For full-year 2025, management maintained its guidance:

  • Credit-enhanced balances to increase by $50–$100 million by year-end, with most growth in the second half.

Management highlighted:

  • Fee income and new program contributions as key drivers for operating leverage.
  • Deposit initiatives, including online account opening, as a funding priority.

Takeaways

FinWise’s Q1 results reflect a decisive pivot to lower-risk lending, with margin sacrifice offset by fee income and new fintech partnerships.

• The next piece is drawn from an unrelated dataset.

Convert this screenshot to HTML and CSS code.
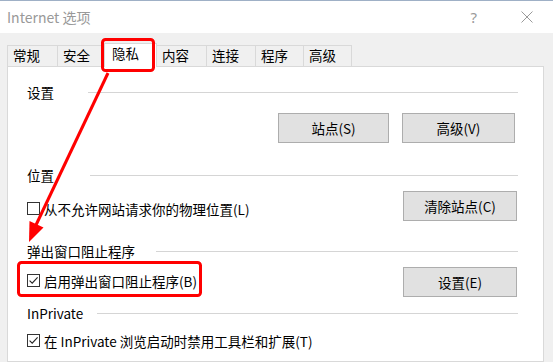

The bank’s growth trajectory now depends on the successful ramp of credit-enhanced programs and improvements in its funding base.

  • Risk-Reward Recalibration: The bank’s strategic migration to safer assets compresses NIM but positions it for more stable long-term growth, provided fee income and partner originations deliver.
  • Execution Watchpoints: Investors should monitor the pace of new program scaling, origination trends, and deposit-gathering effectiveness as leading indicators for second-half performance.
  • Future Growth Path: The sustainability of FinWise’s model will hinge on its ability to balance risk, margin, and growth amid evolving fintech and funding landscapes.

Conclusion

FinWise’s Q1 2025 results showcase the complexities of balancing risk reduction with growth, as margin compression underscores the cost of de-risking. The bank’s ability to offset these pressures with fee income, new partnerships, and deposit initiatives will be the central test for the remainder of the year.

Industry Read-Through

FinWise’s experience this quarter offers a window into the broader fintech banking model, where the tradeoff between risk and yield is front and center. As more banks partner with fintechs and diversify into credit-enhanced or held-for-sale structures, margin compression could become a sector-wide theme. The emphasis on fee income, strategic partner ramp, and core deposit growth will likely inform best practices for other banks navigating similar transitions. Investors should watch for margin dilution trends and the evolving role of fintech partnerships across the industry.